We weren’t able to make the router as cheaply as we’d have liked. Originally, it was designed to take a GSM modem, and support backwards compatibility with the old v1 sensors. Due to the low production volume, the manufacturing cost went up so those components aren’t actually placed on the PCB. For more technical users who want to forego the ease-of-use of the router for better reconfigurability, we also made a USB dongle for direct connection to a computer (which can also be manufactured more cheaply).
BuildAX has already been deployed in social housing in Glasgow by our collaborators at the University of Strathclyde. We have also secured a new EPSRC Project, “Pervasive sensing for collaborative facilities management”. As part of this, BuildAX sensors will be deployed in buildings (including, potentially, the Scottish Parliament).
In Newcastle, I’ve deployed BuildAX in a restaurant business close to the rail station to help them collect data on the temperature & humidity of their council-owned premises.

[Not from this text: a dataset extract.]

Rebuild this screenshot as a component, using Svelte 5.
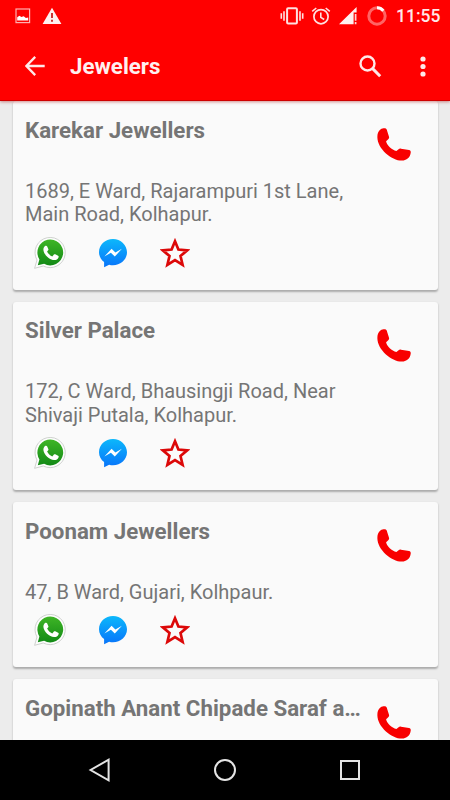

We’re hoping it might be possible to use this at a later date to help convince the council to pay for building modifications to correct the problems they are having.
I’m also working with the facilities managers at Newcastle University to get some deployments going around campus, where it can be used, for example, to assist with heating complaints or check if motion-activated lighting in corridors is working correctly. We can get much finer grained sensing than provided by the BMS, and the BAX sensors are significantly easier to retrofit into office buildings.
As part of my PhD, I’m looking to work with tenants or businesses in Newcastle who have some complaint about their housing/building conditions. I’m currently thinking about how to make a BuildAX “kit” which would be loaned out to tenants who need to collect data to create a discussion with their landlord towards improving their housing.
I’ve also been talking to Phil James at the Newcastle Urban Observatory, an “open data” initiative displaying sensor data collected from the city. It’d be great if we could provide some sensors to integrate into their project, or other research projects.